The Bills certainly have some issues up the spine of their defense with the changes at linebacker and safety. Arizona opening the game with six straight touches for running back James Conner hinted at where they thought Buffalo was most vulnerable.

A good pass rush changes all that in a hurry. Rousseau's sack-fumble was the thing that finally turned the opener for the Bills. He and Miller accounted for four sacks in game one. Even half that pressure on a weekly basis would make offenses worry about Buffalo's edge presence regularly. It could make things a ton easier everywhere else.

The offensive guys have been telling us for weeks their easy button was the variety of weapons the Bills can bring to the table. "Everybody eats." It might already be a bit worn out, but it's a perfect way to describe how Buffalo moved the ball against Arizona.

Nine different players caught passes and Josh Allen was efficient spreading the wealth. Of his 23 attempts, only five hit the ground. He averaged a scorching 10-plus yards per attempt. There were no passing turnovers. James Cook was fine on the ground with 19 carries that went for 3.7 yards a rush. Ray Davis even contributed a couple first downs.

No receiver had more scrutiny heading into week one than Keon Coleman. All the rookie did in his first NFL game is lead the Bills in receptions and yards. Granted, it was only 4 for 51, but he also drew two penalties and added the most spectacular play of the game from a Bills weapon. Coleman's 28 yard catch in the 4th quarter with a defensive back in his hip pocket was the type of play he made often at St. John Fisher. The big catch Sunday confirmed, not only could Coleman do it in a real game, he could do it in a somewhat high leverage situation.

Speaking of having a target on their back, Tyler Bass went six for six on kicks on a pretty windy day. In his first game coordinating a defense, Bobby Babich coached up his group from a 17-point first half to only allowing three in the second half. Joe Brady pressed lots of correct buttons and had some nice wrinkles (loved the fake QB run that led to the Dawson Knox 23-yard catch in the first half). Guys who the Bills need to depend on this season were guys who largely delivered on Sunday.
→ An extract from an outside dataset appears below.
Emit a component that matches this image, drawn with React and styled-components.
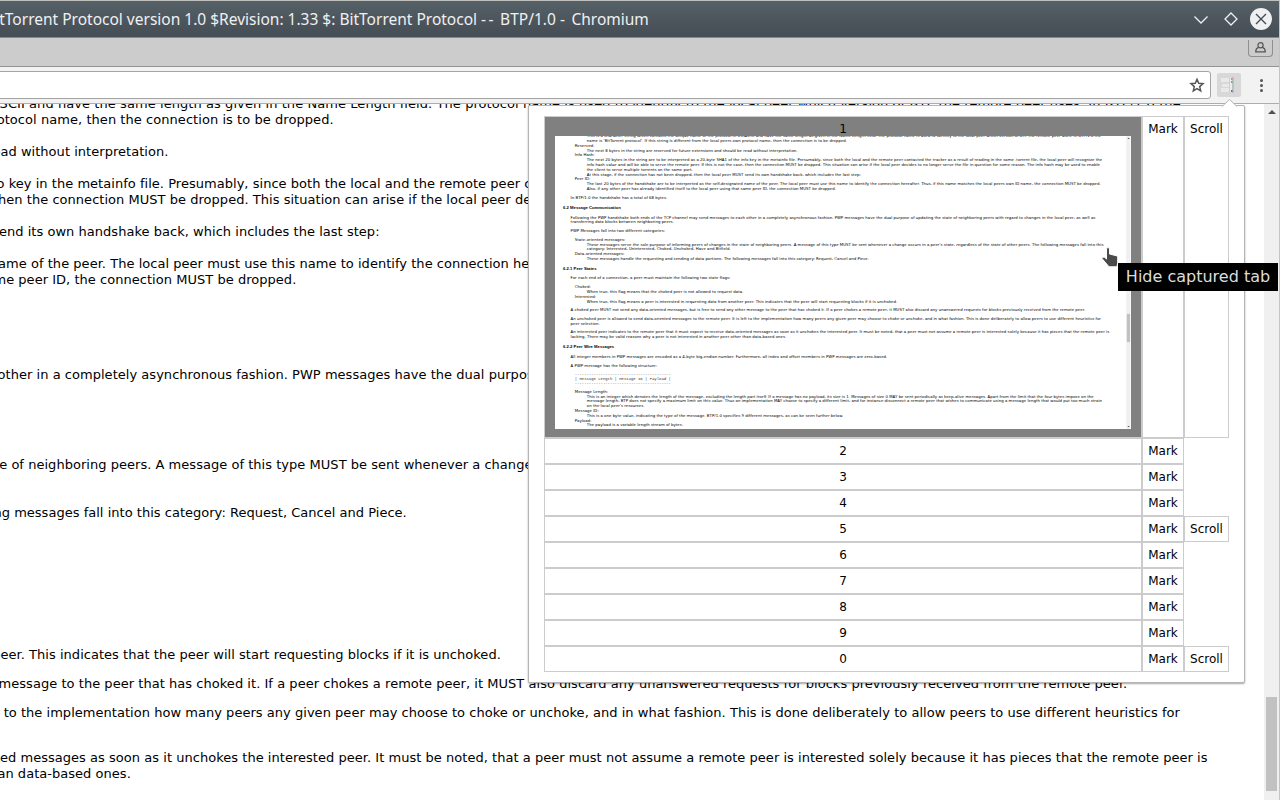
import React from "react";
import styled, { createGlobalStyle } from "styled-components";

const Global = createGlobalStyle`
  body { margin: 0; overflow: hidden; background: #fff; }
  * { box-sizing: border-box; }
`;

/* The desktop shows the right part of a 1920px wide browser window. */
const Screen = styled.div`
  width: 1280px;
  height: 800px;
  overflow: hidden;
  display: flex;
  justify-content: flex-end;
  align-items: flex-start;
  position: relative;
  font-family: "DejaVu Sans", sans-serif;
  color: #000;
`;
const Window = styled.div`
  flex: none;
  width: 1920px;
  height: 1080px;
  display: flex;
  flex-direction: column;
  border-top: 1px solid #c0c0be;
  border-right: 1px solid #c4c4c4;
`;
const TitleBar = styled.header`
  flex: none;
  height: 37px;
  display: flex;
  align-items: center;
  justify-content: center;
  position: relative;
  padding-right: 5px;
  background: linear-gradient(#566067, #454d54);
  border-bottom: 1px solid #3f9fd8;
  color: #eff0f1;
  font: 15.5px "Noto Sans", sans-serif;
  white-space: pre;
`;
const Dashes = styled.span`
  letter-spacing: 2.5px;
`;
const WindowButtons = styled.div`
  position: absolute;
  right: 6px;
  top: 6px;
  display: flex;
  gap: 6px;
`;
const TabStrip = styled.div`
  flex: none;
  height: 29px;
  background: #ccc;
  border-bottom: 1px solid #949494;
  display: flex;
  justify-content: flex-end;
  align-items: flex-start;
  padding: 2px 6px 0 0;
`;
const ProfileButton = styled.div`
  width: 25px;
  height: 17px;
  border: 1px solid #8f8f8f;
  border-top: 0;
  border-radius: 0 0 4px 4px;
  display: flex;
  justify-content: center;
  padding-top: 1px;
`;
const Toolbar = styled.div`
  flex: none;
  height: 37px;
  background: #f2f2f2;
  border-bottom: 1px solid #adadad;
  display: flex;
  align-items: flex-start;
  padding: 4px 11px 0 0;
`;
const AddressField = styled.div`
  flex: 1;
  height: 28px;
  background: #fff;
  border: 1px solid #a4a4a4;
  border-radius: 3px;
  display: flex;
  justify-content: flex-end;
  align-items: center;
  padding-right: 5px;
`;
const ExtensionButton = styled.div`
  width: 24px;
  height: 24px;
  margin: 2px 13px 0 6px;
  background: #d8d8d8;
  border-radius: 2px;
`;
const MenuDots = styled.div`
  width: 14px;
  height: 28px;
  display: flex;
  flex-direction: column;
  align-items: center;
  justify-content: center;
  gap: 2px;
  &::before, &::after { content: ""; }
  &::before, &::after, i { width: 3px; height: 3px; border-radius: 50%; background: #555; }
`;

const PageView = styled.div`
  flex: none;
  width: 1919px;
  height: 976px;
  display: flex;
  overflow: hidden;
  background: #fff;
`;
const Article = styled.div`
  flex: 1;
  min-width: 0;
  margin-top: -8px;
  font: 13px/16px "DejaVu Sans", sans-serif;
  letter-spacing: 0.033px;
  white-space: nowrap;
  p { margin: 13px 0 13px 52px; }
  dl { margin: 13px 0 13px 66px; }
  dl:first-child { margin-top: 0; }
  dd { margin-left: 40px; }
  pre { font: 13px/15px "Liberation Mono", monospace; letter-spacing: 0; margin: 13px 0 13px 66px; color: #333; }
`;
const Heading = styled.h3`
  font: bold 14px/16px "Liberation Sans", sans-serif;
  letter-spacing: 0;
  margin: ${(p) => p.$gap}px 0 ${(p) => p.$gap}px 27px;
`;
const Spaced = styled.span`
  letter-spacing: ${(p) => p.$by}px;
`;
const ScrollTrack = styled.div`
  width: 15px;
  height: 976px;
  background: #f0f0f0;
  display: flex;
  flex-direction: column;
  align-items: center;
  padding: 3px 0 5px 0;
`;
const ScrollThumb = styled.div`
  width: 11px;
  height: 94px;
  margin: 583px 0 auto;
  background: #c1c1c1;
`;
const Arrow = styled.div`
  border: 4px solid transparent;
  ${(p) => (p.$up ? "border-bottom-color: #505050; border-top: 0; margin-top: 3px;" : "border-top-color: #505050; border-bottom: 0;")}
`;

const Popup = styled.div`
  position: absolute;
  left: 528px;
  top: 105px;
  width: 717px;
  height: 578px;
  padding: 10px 15px;
  background: #fff;
  border: 1px solid #b4b4b4;
  border-radius: 2px;
  box-shadow: 0 1px 2px rgba(0, 0, 0, 0.35);
  display: flex;
  flex-direction: column;
  font: 12px/14px "DejaVu Sans", sans-serif;
`;
const PopupArrow = styled.svg`
  position: absolute;
  left: 693px;
  top: -7px;
`;
const Row = styled.div`
  display: flex;
`;
const Cell = styled.div`
  width: ${(p) => p.$w}px;
  border: 1px solid #ccc;
  padding: 5px 0;
  text-align: center;
  background: ${(p) => (p.$active ? "#808080" : "#fff")};
  ${(p) => p.$active && "padding-bottom: 8px;"}
`;
const Capture = styled.div`
  width: 576px;
  height: 293px;
  margin: 0 auto;
  overflow: hidden;
  text-align: left;
  background: #fff;
  ${PageView} { transform: scale(0.3); transform-origin: 0 0; }
`;
const Tooltip = styled.div`
  position: absolute;
  left: 1118px;
  top: 263px;
  width: 160px;
  height: 28px;
  background: #000;
  color: #dcdcdc;
  font: 16px/28px "DejaVu Sans", sans-serif;
  text-align: center;
  white-space: nowrap;
`;
const Pointer = styled.svg`
  position: absolute;
  left: 1101px;
  top: 246px;
`;

const Page = () => (
  <PageView>
    <Article>
      <dl>
        <dd><Spaced $by={0.071}>This is a character string which contains the unique name of the protocol in US-ASCII and have the same length as given in the Name Length field. The protocol name is used to identify to the local peer which version of BTP the remote peer uses. In BTP/1.0 the</Spaced><br />
          <Spaced $by={0.056}>name is 'BitTorrent protocol'. If this string is different from the local peers own protocol name, then the connection is to be dropped.</Spaced></dd>
        <dt>Reserved:</dt>
        <dd>The next 8 bytes in the string are reserved for future extensions and should be read without interpretation.</dd>
        <dt>Info Hash:</dt>
        <dd>The next 20 bytes in the string are to be interpreted as a 20-byte SHA1 of the info key in the metainfo file. Presumably, since both the local and the remote peer contacted the tracker as a result of reading in the same .torrent file, the local peer will recognize the<br />
          info hash value and will be able to serve the remote peer. If this is not the case, then the connection MUST be dropped. This situation can arise if the local peer decides to no longer serve the file in question for some reason. The info hash may be used to enable<br />
          the client to serve multiple torrents on the same port.<br />
          At this stage, if the connection has not been dropped, then the local peer MUST send its own handshake back, which includes the last step:</dd>
        <dt>Peer ID:</dt>
        <dd>The last 20 bytes of the handshake are to be interpreted as the self-designated name of the peer. The local peer must use this name to identify the connection hereafter. Thus, if this name matches the local peers own ID name, the connection MUST be dropped.<br />
          Also, if any other peer has already identified itself to the local peer using that same peer ID, the connection MUST be dropped.</dd>
      </dl>
      <p>In BTP/1.0 the handshake has a total of 68 bytes.</p>
      <Heading $gap={17.2}>6.2 Message Communication</Heading>
      <p>Following the PWP handshake both ends of the TCP channel may send messages to each other in a completely asynchronous fashion. PWP messages have the dual purpose of updating the state of neighboring peers with regard to changes in the local peer, as well as<br />
        transferring data blocks between neighboring peers.</p>
      <p>PWP Messages fall into two different categories:</p>
      <dl>
        <dt>State-oriented messages:</dt>
        <dd>These messages serve the sole purpose of informing peers of changes in the state of neighboring peers. A message of this type MUST be sent whenever a change occurs in a peer's state, regardless of the state of other peers. The following messages fall into this<br />
          category: Interested, Uninterested, Choked, Unchoked, Have and Bitfield.</dd>
        <dt>Data-oriented messages:</dt>
        <dd><Spaced $by={0.02}>These messages handle the requesting and sending of data portions. The following messages fall into this category: Request, Cancel and Piece.</Spaced></dd>
      </dl>
      <Heading $gap={16.3}>6.2.1 Peer States</Heading>
      <p>For each end of a connection, a peer must maintain the following two state flags:</p>
      <dl>
        <dt>Choked:</dt>
        <dd>When true, this flag means that the choked peer is not allowed to request data.</dd>
        <dt>Interested:</dt>
        <dd>When true, this flag means a peer is interested in requesting data from another peer. This indicates that the peer will start requesting blocks if it is unchoked.</dd>
      </dl>
      <p><Spaced $by={0.04}>A choked peer MUST not send any data-oriented messages, but is free to send any other message to the peer that has choked it. If a peer chokes a remote peer, it MUST also discard any unanswered requests for blocks previously received from the remote peer.</Spaced></p>
      <p>An unchoked peer is allowed to send data-oriented messages to the remote peer. It is left to the implementation how many peers any given peer may choose to choke or unchoke, and in what fashion. This is done deliberately to allow peers to use different heuristics for<br />
        peer selection.</p>
      <p>An interested peer indicates to the remote peer that it must expect to receive data-oriented messages as soon as it unchokes the interested peer. It must be noted, that a peer must not assume a remote peer is interested solely because it has pieces that the remote peer is<br />
        lacking. There may be valid reasons why a peer is not interested in another peer other than data-based ones.</p>
      <Heading $gap={17}>6.2.2 Peer Wire Messages</Heading>
      <p>All integer members in PWP messages are encoded as a 4-byte big-endian number. Furthermore, all index and offset members in PWP messages are zero-based.</p>
      <p>A PWP message has the following structure:</p>
      <pre>{"-----------------------------------------\n| Message Length | Message ID | Payload |\n-----------------------------------------"}</pre>
      <dl>
        <dt>Message Length:</dt>
        <dd>This is an integer which denotes the length of the message, excluding the length part itself. If a message has no payload, its size is 1. Messages of size 0 MAY be sent periodically as keep-alive messages. Apart from the limit that the four bytes impose on the<br />
          message length, BTP does not specify a maximum limit on this value. Thus an implementation MAY choose to specify a different limit, and for instance disconnect a remote peer that wishes to communicate using a message length that would put too much strain<br />
          on the local peer's resources.</dd>
        <dt>Message ID:</dt>
        <dd>This is a one byte value, indicating the type of the message. BTP/1.0 specifies 9 different messages, as can be seen further below.</dd>
        <dt>Payload:</dt>
        <dd>The payload is a variable length stream of bytes.</dd>
      </dl>
    </Article>
    <ScrollTrack>
      <Arrow $up />
      <ScrollThumb />
      <Arrow />
    </ScrollTrack>
  </PageView>
);

const tabs = [
  { key: "1", scroll: true, capture: true },
  { key: "2" }, { key: "3" }, { key: "4" },
  { key: "5", scroll: true },
  { key: "6" }, { key: "7" }, { key: "8" }, { key: "9" },
  { key: "0", scroll: true },
];

export default function App() {
  return (
    <Screen>
      <Global />
      <Window>
        <TitleBar>
          <span>BitTorrent Protocol version 1.0 $Revision: 1.33 $: BitTorrent Protocol <Dashes>--</Dashes> BTP/1.0 <Dashes>-</Dashes> Chromium</span>
          <WindowButtons>
            <svg width="24" height="24" fill="none" stroke="#eff0f1" strokeWidth="1.3"><path d="M5.5 9.5l6.5 6.5 6.5-6.5" /></svg>
            <svg width="24" height="24" fill="none" stroke="#eff0f1" strokeWidth="1.3"><path d="M12 6l6 6-6 6-6-6z" /></svg>
            <svg width="24" height="24" fill="none" stroke="#454d54" strokeWidth="1.4"><circle cx="12" cy="12" r="11" fill="#eff0f1" stroke="none" /><path d="M7 7l10 10M17 7L7 17" /></svg>
          </WindowButtons>
        </TitleBar>
        <TabStrip>
          <ProfileButton>
            <svg width="13" height="13" viewBox="0 0 13 13" fill="none" stroke="#555" strokeWidth="1.2"><circle cx="6.5" cy="4.3" r="2.6" /><path d="M4.6 6.4C2.6 7 1.7 8.4 1.7 10.9h9.6c0-2.5-.9-3.9-2.9-4.5" /></svg>
          </ProfileButton>
        </TabStrip>
        <Toolbar>
          <AddressField>
            <svg width="16" height="16" viewBox="0 0 16 16" fill="none" stroke="#555" strokeWidth="1.5"><path d="M8 2.3l1.7 4 4.3.4-3.3 2.9 1 4.3L8 11.6l-3.7 2.3 1-4.3L2 6.700l4.300-.4z" /></svg>
          </AddressField>
          <ExtensionButton>
            <svg width="24" height="24" viewBox="0 0 24 24">
              <path d="M4 5h8v4H4zM5 11h7v3H5zM4 15h8v4H4z" fill="#e9e9e9" />
              <path d="M12.5 5v14" stroke="#cfcfcf" fill="none" />
              <path d="M13 5h2v14h-2z" fill="#ececec" />
              <path d="M16 4v16" stroke="#aaa" fill="none" />
              <path d="M14 5h1.500v2H14z" fill="#d88" /><path d="M14 8h1.500v2H14z" fill="#5b8" /><path d="M14 17h1.500v2H14z" fill="#66b" />
            </svg>
          </ExtensionButton>
          <MenuDots><i /></MenuDots>
        </Toolbar>
        <Page />
      </Window>
      <Popup>
        <PopupArrow width="16" height="8"><path d="M0 7.5L7.5.5l7.5 7" fill="#fff" stroke="#b4b4b4" /></PopupArrow>
        {tabs.map((tab) => (
          <Row key={tab.key}>
            <Cell $w={598} $active={tab.capture}>
              {tab.key}
              {tab.capture && <Capture><Page /></Capture>}
            </Cell>
            <Cell $w={42}>Mark</Cell>
            {tab.scroll && <Cell $w={45}>Scroll</Cell>}
          </Row>
        ))}
      </Popup>
      <Tooltip>Hide captured tab</Tooltip>
      <Pointer width="22" height="23"><path d="M5.500 2.500q1.500-2 3 0v5.500l7 1.800q1.200.5 1.200 2v5l-.7 4H8L1 12.500q.5-2 2.500-1.200l2 1.700z" fill="#4a4a4a" stroke="#fff" /></Pointer>
    </Screen>
  );
}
That's not to say it was all perfect. Matthew Smiley did his best to put the "dynamic" in the new kickoff rule all by himself. Screens and dumps to running backs were a problem. Murray devastates a lot of defenses with his legs and the Bills were no different. It's hard to put that all on the new guys at linebacker and safety, especially when Taron Johnson is always a huge cog in in the center of the Bills defensive machine and he left the game during the first series. This is still a concern going forward.

As much as "everyone eats" had a good day, Allen still shouldered more of the offense than I think the Bills would prefer. He ran the ball nine times, scored twice on the ground and converted two more fourth downs on his own. One of those plays was Allen hurling his 258 million dollar body at the sky and coming down hard enough to cause some damage to his left wrist. He thinks he'll be fine, but admitted "I can't make a living that way".

Two of the Bills four biggest pass plays were classic Allen scramble miracles. He's ridiculously good at them, but the top problem with the Bills offense last year was relying on Allen to move the offense this way. At some point, Allen must be able to let the offense work for him more. There must be other ways the Bills can lean on to generate offense. Coleman created one. Shakir had a couple bowling ball impressions after a catch. The run game had moments. There needs to be more, especially because that Arizona defense might be the worst one Buffalo sees all season.

There's still way more good than bad that came out of this game and that would have been true even if Murray noticed Marvin Harrison, Jr. streaking downfield all by himself on the opposite sideline during Arizona's fourth down play. It's way better to also get the win, but the Bills checked enough boxes to make this game a big picture success win or lose.

If the Bills are going to avoid the step back everyone thought they saw coming (including me), this is a damn good first step forward.